Kratos' list of attacks is not only expansive but extremely brutal, as God of War is known for its gory and violent nature, capturing the absolute chaos and ruthlessness depicted within Greek mythology. Eventually you should be able to string together 100 hit combos made possible thanks to the amazing game mechanics and some really fancy button mashing. It is really rewarding to pull off a long chain against wave after wave of enemies.
Wielding a pair of chain blades permanently affixed to his forearms, Kratos is well equipped for any situation, with solid upgrade features too. You will also gain access to not just new moves, but also a variety of power ups and weapons which will come extremely handy throughout the game. The more I write this the more I want to play again.
It is the boss fights in these games that conjure the word epic. You simply have to see them for yourself on your PS3 in glorious HD to believe them. Some boss fights tower over you and take up so much of the game space that it is staggering. Even on a PS3 watching these bosses attack and animate is still extremely impressive. You will have to keep your wits about yourself while fighting these huge mythological creatures and gods, as it is easy to be absorbed by the fantastic size and scope of them. As usual the game has certain button requirements as you fight through the various bosses and thankfully they are the same as they were in the original games. In fact the game plays better than the older counterparts’ with a flow and smoothness not seen before.

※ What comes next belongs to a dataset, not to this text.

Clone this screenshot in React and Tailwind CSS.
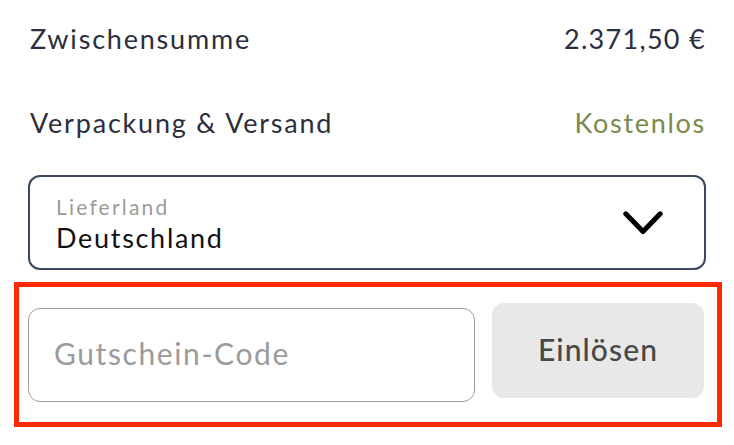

One thing of note, all of the extra materials can be found in the media area of your XMB. At quick count there is over an hour and half of bonus materials to go through, more than the 2 games had together in bonus extras.
For fans that need an incentive to revisit these masterpieces other than the obvious HD upgrade, each game has a full list of trophies rewarding your accomplishments. That being said, apart from the included God of War III demo, do not expect anything in terms of new content. Thankfully, the old stuff is better than ever, and the demo makes waiting for the new game’s impending release a bit more bearable.